**Exercise instructions**
Your task is to copy the listing exactly. Drop any pictures from the copy.
## BEGIN Recorded information
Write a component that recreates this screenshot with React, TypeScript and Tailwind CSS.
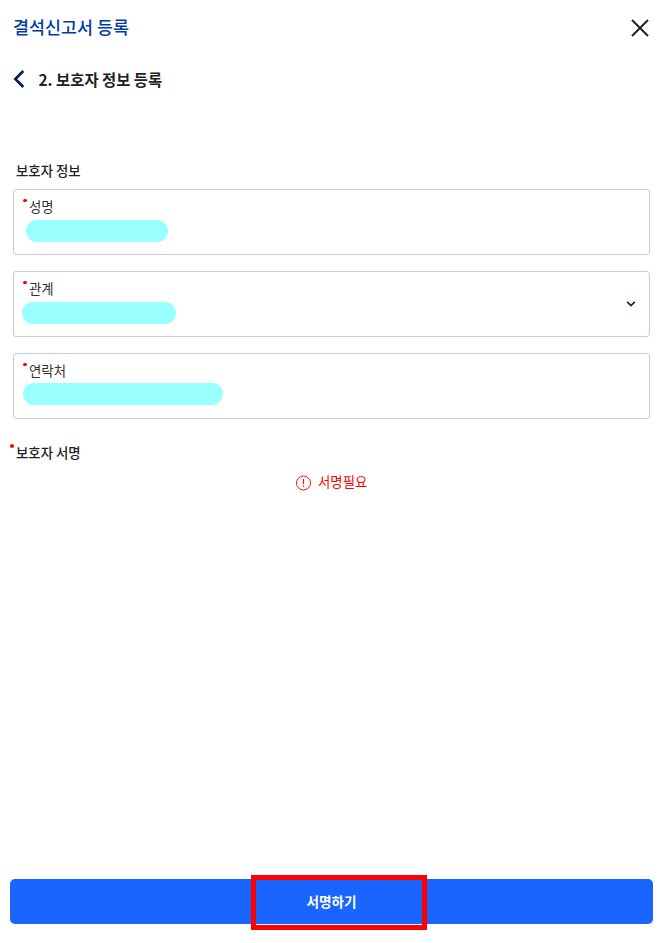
import React from 'react';

function Dot({ className }: { className: string }) {
  return <span className={`absolute rounded-full bg-[#fa0000] ${className}`} />;
}

function Field({ label, mask, children }: { label: string; mask: string; children?: React.ReactNode }) {
  return (
    <div className="relative h-[66px] rounded-[3px] border border-[#cccccc]">
      <Dot className="left-[9px] top-[9px] h-[3px] w-1" />
      <div className="ml-[15px] mt-[6px] h-5 text-[13.4px] leading-5 text-[#333]">{label}</div>
      <div className={`rounded-full bg-[#99ffff] ${mask}`} />
      {children}
    </div>
  );
}

export default function App() {
  return (
    <div
      className="flex h-[943px] w-[659px] flex-col overflow-hidden bg-white text-[#222]"
      style={{ fontFamily: '"Noto Sans CJK KR", "Noto Sans", sans-serif' }}
    >
      <header className="flex h-[56px] items-center justify-between pl-[13px] pr-[10px]">
        <h1 className="mb-[3px] text-[17.4px] font-medium leading-6 text-[#003ca6]">결석신고서 등록</h1>
        <svg width="18" height="18" viewBox="0 0 18 18" fill="none" stroke="#222" strokeWidth="2">
          <path d="M1 1L17 17M17 1L1 17" />
        </svg>
      </header>
      <div className="flex h-[46px] items-center pl-[13px]">
        <svg width="12" height="18" viewBox="0 0 12 18" fill="none" stroke="#001e50" strokeWidth="2.6">
          <path d="M10.3 1L2.3 9L10.3 17" />
        </svg>
        <h2 className="ml-[13.5px] text-[15.4px] font-bold leading-6">2. 보호자 정보 등록</h2>
      </div>
      <h3 className="ml-[16px] mt-[58px] h-5 text-[13.4px] font-medium leading-5">보호자 정보</h3>
      <div className="ml-[13px] mr-[9px] mt-[9px] flex flex-col gap-4">
        <Field label="성명" mask="ml-[12px] mt-[4px] h-[22px] w-[142px]" />
        <Field label="관계" mask="ml-[8px] mt-[4px] h-[22px] w-[154px]">
          <svg className="absolute right-[13px] top-[28px]" width="10" height="8" viewBox="0 0 10 8" fill="none" stroke="#102a56" strokeWidth="1.8">
            <path d="M1.2 1.8L5 5.6L8.8 1.8" />
          </svg>
        </Field>
        <Field label="연락처" mask="ml-[9px] mt-[3px] h-[22px] w-[200px]" />
      </div>
      <h3 className="relative ml-[16px] mt-[23px] h-5 text-[13.4px] font-medium leading-5">
        <Dot className="-left-[6px] top-[2px] h-1 w-1" />
        보호자 서명
      </h3>
      <div className="mt-[9px] flex h-5 items-center pl-[296px] text-[13.4px] text-[#ff0000]">
        <svg className="mt-[3px]" width="16" height="16" viewBox="0 0 16 16" fill="none" stroke="#ff1010">
          <circle cx="7.5" cy="8" r="7" />
          <path d="M7.5 4V9.2M7.5 10.6V12" strokeWidth="1.2" />
        </svg>
        <span className="ml-[6px] leading-5">서명필요</span>
      </div>
      <div className="relative ml-[10px] mr-[6px] mt-auto mb-[19px] h-[45px]">
        <button className="block h-[45px] w-full rounded-[5px] bg-[#1a64ff] text-[13.6px] font-bold leading-[45px] text-white">
          서명하기
        </button>
        <div className="absolute -top-1 left-[241px] h-[55px] w-[176px] border-[5px] border-[#ff0000]" />
      </div>
    </div>
  );
}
## END Recorded information
**Task answer**
Write a component that recreates this screenshot with React, TypeScript and Tailwind CSS.
import React from 'react';

function Dot({ className }: { className: string }) {
  return <span className={`absolute rounded-full bg-[#fa0000] ${className}`} />;
}

function Field({ label, mask, children }: { label: string; mask: string; children?: React.ReactNode }) {
  return (
    <div className="relative h-[66px] rounded-[3px] border border-[#cccccc]">
      <Dot className="left-[9px] top-[9px] h-[3px] w-1" />
      <div className="ml-[15px] mt-[6px] h-5 text-[13.4px] leading-5 text-[#333]">{label}</div>
      <div className={`rounded-full bg-[#99ffff] ${mask}`} />
      {children}
    </div>
  );
}

export default function App() {
  return (
    <div
      className="flex h-[943px] w-[659px] flex-col overflow-hidden bg-white text-[#222]"
      style={{ fontFamily: '"Noto Sans CJK KR", "Noto Sans", sans-serif' }}
    >
      <header className="flex h-[56px] items-center justify-between pl-[13px] pr-[10px]">
        <h1 className="mb-[3px] text-[17.4px] font-medium leading-6 text-[#003ca6]">결석신고서 등록</h1>
        <svg width="18" height="18" viewBox="0 0 18 18" fill="none" stroke="#222" strokeWidth="2">
          <path d="M1 1L17 17M17 1L1 17" />
        </svg>
      </header>
      <div className="flex h-[46px] items-center pl-[13px]">
        <svg width="12" height="18" viewBox="0 0 12 18" fill="none" stroke="#001e50" strokeWidth="2.6">
          <path d="M10.3 1L2.3 9L10.3 17" />
        </svg>
        <h2 className="ml-[13.5px] text-[15.4px] font-bold leading-6">2. 보호자 정보 등록</h2>
      </div>
      <h3 className="ml-[16px] mt-[58px] h-5 text-[13.4px] font-medium leading-5">보호자 정보</h3>
      <div className="ml-[13px] mr-[9px] mt-[9px] flex flex-col gap-4">
        <Field label="성명" mask="ml-[12px] mt-[4px] h-[22px] w-[142px]" />
        <Field label="관계" mask="ml-[8px] mt-[4px] h-[22px] w-[154px]">
          <svg className="absolute right-[13px] top-[28px]" width="10" height="8" viewBox="0 0 10 8" fill="none" stroke="#102a56" strokeWidth="1.8">
            <path d="M1.2 1.8L5 5.6L8.8 1.8" />
          </svg>
        </Field>
        <Field label="연락처" mask="ml-[9px] mt-[3px] h-[22px] w-[200px]" />
      </div>
      <h3 className="relative ml-[16px] mt-[23px] h-5 text-[13.4px] font-medium leading-5">
        <Dot className="-left-[6px] top-[2px] h-1 w-1" />
        보호자 서명
      </h3>
      <div className="mt-[9px] flex h-5 items-center pl-[296px] text-[13.4px] text-[#ff0000]">
        <svg className="mt-[3px]" width="16" height="16" viewBox="0 0 16 16" fill="none" stroke="#ff1010">
          <circle cx="7.5" cy="8" r="7" />
          <path d="M7.5 4V9.2M7.5 10.6V12" strokeWidth="1.2" />
        </svg>
        <span className="ml-[6px] leading-5">서명필요</span>
      </div>
      <div className="relative ml-[10px] mr-[6px] mt-auto mb-[19px] h-[45px]">
        <button className="block h-[45px] w-full rounded-[5px] bg-[#1a64ff] text-[13.6px] font-bold leading-[45px] text-white">
          서명하기
        </button>
        <div className="absolute -top-1 left-[241px] h-[55px] w-[176px] border-[5px] border-[#ff0000]" />
      </div>
    </div>
  );
}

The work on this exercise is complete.